With little success in turning nuclear arms talks or limits on testing in successful directions, Kennedy hoped that he could make some quiet progress on Cuba. He expected General Taylor to be an organizing force in helping to oust Castro. Initially, Kennedy asked Taylor to come back to Washington to serve at the head of a committee, including Bobby, Allen Dulles, and Admiral Arleigh Burke, to study the Cuban failure. By putting Dulles and Burke on the committee, Kennedy was putting the fox in charge of the henhouse. Kennedy was less interested in assessing blame for the Bay of Pigs failure, however—especially against the CIA or military, which would have produced more domestic acrimony—than in putting off any immediate action about Cuba. His objective in the aftermath of the Cuban catastrophe was to convince hard-line anticommunists in the United States that he was working to bring down Castro, while at the same time keeping the lowest possible profile for his administration in its dealings with Havana. The objective remained to rid Cuba of Castro, but without clear evidence that Washington had arranged his demise.

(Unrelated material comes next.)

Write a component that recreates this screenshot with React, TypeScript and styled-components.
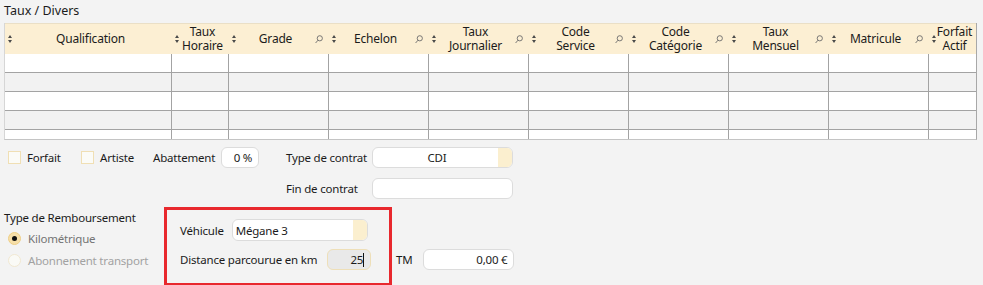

In August, after attending a meeting of the Inter-American Economic and Social Council held in Punta del Este, Uruguay, Dick Goodwin told Kennedy that they should “pay little attention to Cuba. Do not allow them to appear as the victims of U.S. aggression. Do not create the impression we are obsessed with Castro—an impression that only strengthens Castro’s hand in Cuba and encourages anti-American and leftist forces in other countries to rally round the Cuban flag.” Goodwin’s understanding of what was needed rested on a conversation with Che Guevara, the president of the Cuban National Bank and Castro’s close associate, who later became a synonym for leftist Latin American revolutions. Guevara ridiculed the Bay of Pigs failure, saying “he wanted to thank us very much for the invasion—that it had been a great political victory for them—enabled them to consolidate—and transformed them from an aggrieved little country to an equal.”